There is no substitute for the vibe you get with a live recording.

Cheers

ian
 
I'm set up to run all live from various tube consoles if wanted, the thing is finding anyone who actually wants to do that.  There are studios that ONLY do that, so they attract that niche market more than a fuller service place like mine does, because of their undiluted marketing message.  I can't imagine ONLY doing that, or ONLY recoding to 2 track tape, or ONLY cutting acetates like many of those places do. 
 
My dad was a recording engineer for RCA records in NYC back in the 1950s. I visited his studio one Saturday morning back then but I was a young puke (<10 yo)  and don't remember much. The Saturday I visited my dad's techs were melting wax on microscope slides to look at the grooves made by the record lathe cutting heads. 


JR
 
EmRR said:
I'm set up to run all live from various tube consoles if wanted, the thing is finding anyone who actually wants to do that. 

Same with direct to disk recording. There aren’t too many who want to do it. I plan on setting up a mobile disk recording system. I have e everything I need. I need to restore the baby Neumann and make an inertia base for it. The reason I haven’t done it is that there is so little interest. I’ve offered to string cables to a studio in my building. No takers.

The lathe would also operate as the B system for record tricks. Like locked grooves, parallel grooves, true mono and other stuff. I don’t expect the live to disc to be used very much.
 
Gold said:
Same with direct to disk recording. There aren’t too many who want to do it. I plan on setting up a mobile disk recording system. I have e everything I need. I need to restore the baby Neumann and make an inertia base for it. The reason I haven’t done it is that there is so little interest. I’ve offered to string cables to a studio in my building. No takers.

The lathe would also operate as the B system for record tricks.

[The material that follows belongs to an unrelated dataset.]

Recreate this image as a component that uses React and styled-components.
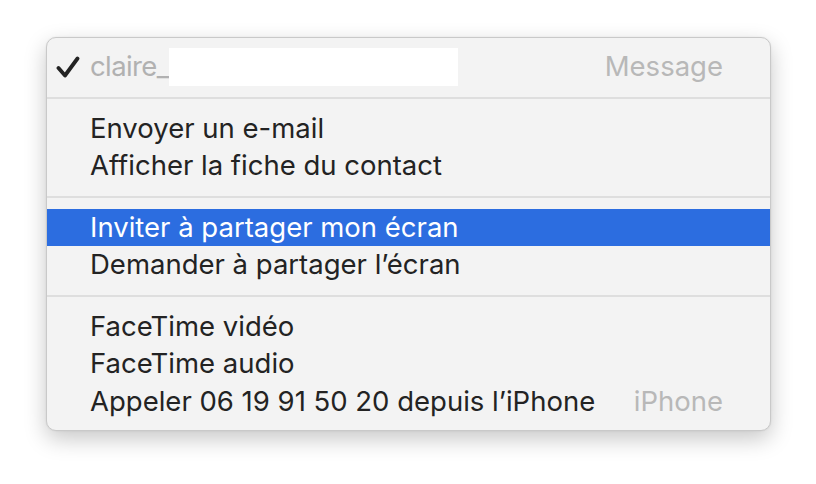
import styled, { createGlobalStyle } from "styled-components"

const GlobalStyle = createGlobalStyle`
  html, body {
    margin: 0;
    padding: 0;
    background: #ffffff;
  }
  body {
    font-family: "Inter", "Liberation Sans", sans-serif;
  }
`

const groups = [
    [{ label: "claire_", checked: true, disabled: true, hint: "Message", redacted: true }],
    [{ label: "Envoyer un e-mail" }, { label: "Afficher la fiche du contact" }],
    [{ label: "Inviter à partager mon écran", active: true }, { label: "Demander à partager l’écran" }],
    [
        { label: "FaceTime vidéo" },
        { label: "FaceTime audio" },
        { label: "Appeler 06 19 91 50 20 depuis l’iPhone", hint: "iPhone" },
    ],
]

const CheckIcon = () => (
    <svg width="24" height="22" viewBox="0 0 24 22">
        <path d="M2.5 12 L9 19.5 L21.5 2.5" fill="none" stroke="#232323" strokeWidth="3.8" strokeLinecap="round" strokeLinejoin="round" />
    </svg>
)

export default function App() {
    return <>
        <GlobalStyle />
        <Page>
            <Menu>
                {groups.map((group, gi) => (
                    <Group key={gi}>
                        {gi > 0 && <Separator />}
                        {group.map((item) => (
                            <Item key={item.label} active={item.active}>
                                <Mark>{item.checked && <CheckIcon />}</Mark>
                                <Label disabled={item.disabled}>
                                    {item.label}
                                    {item.redacted && <Redact />}
                                </Label>
                                {item.hint && <Hint>{item.hint}</Hint>}
                            </Item>
                        ))}
                    </Group>
                ))}
            </Menu>
        </Page>
    </>
}

const Page = styled.div`
width: 816px;
height: 484px;
padding: 37px 0 0 46px;
box-sizing: border-box;
`
const Menu = styled.div`
width: 725px;
box-sizing: border-box;
padding: 10px 0;
background: #f3f3f3;
border: 1px solid #c9c9c9;
border-radius: 10px;
box-shadow: 0px 8px 22px rgba(0, 0, 0, 0.22), 0 0 2px rgba(0, 0, 0, 0.08);
`
const Group = styled.div`
display: flex;
flex-direction: column;
`
const Separator = styled.div`
height: 2px;
margin: 11px 0;
background: #dedede;
`
const Item = styled.div`
display: flex;
align-items: center;
height: 37.5px;
padding: 0 47px 0 8px;
background: ${p => p.active ? "#2c6de0" : "transparent"};
color: ${p => p.active ? "#ffffff" : "#232323"};
font-size: 27.5px;
line-height: 1;
`
const Mark = styled.span`
width: 34px;
display: flex;
align-items: center;
padding-left: 1px;
`
const Label = styled.span`
flex: 1;
display: flex;
align-items: center;
white-space: nowrap;
color: ${p => p.disabled ? "#b1b1b1" : "inherit"};
letter-spacing: ${p => p.disabled ? "-0.6px" : "0"};
`
const Redact = styled.span`
display: inline-block;
width: 289px;
height: 38px;
background: #ffffff;
`
const Hint = styled.span`
color: #b8b8b8;
`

Like locked grooves, parallel grooves, true mono and other stuff. I don’t expect the live to disc to be used very much.
Direct to disc was briefly popular in audiophile circles.

They already used tape recorders back in the 50s... (We had a 1/4" RCA tape recorder*** in my house while growing up).

I lost track of an acetate my father had, with Stokowski cursing out some symphony orchestra in Italian when they blew the take.  So perhaps some classical pieces were candidates for D to D back then.

JR

**** at least once, we tape recorded a family court session (review of chores and handing out punishments). My dad apparently cut an acetate from that tape. I have no idea why, perhaps because he could.  8)
 
I remember watching that video a few years ago . Very cool stuff. Great sound.

My friend Mike would give his left nut to have a setup like that. He loves the vintage sound, and using mic placement and such to get what he wants. And he's really good at it.
 
Crazy gear, crazy idea.

But I love the approach.

Best of it all, I think, is how often he repeated that the very first one-mike-only take sounded best :)
 
Ricardus said:
My friend Mike would give his left nut to have a setup like that. He loves the vintage sound, and using mic placement and such to get what he wants. And he's really good at it.

I can hook him up.  All it takes is money!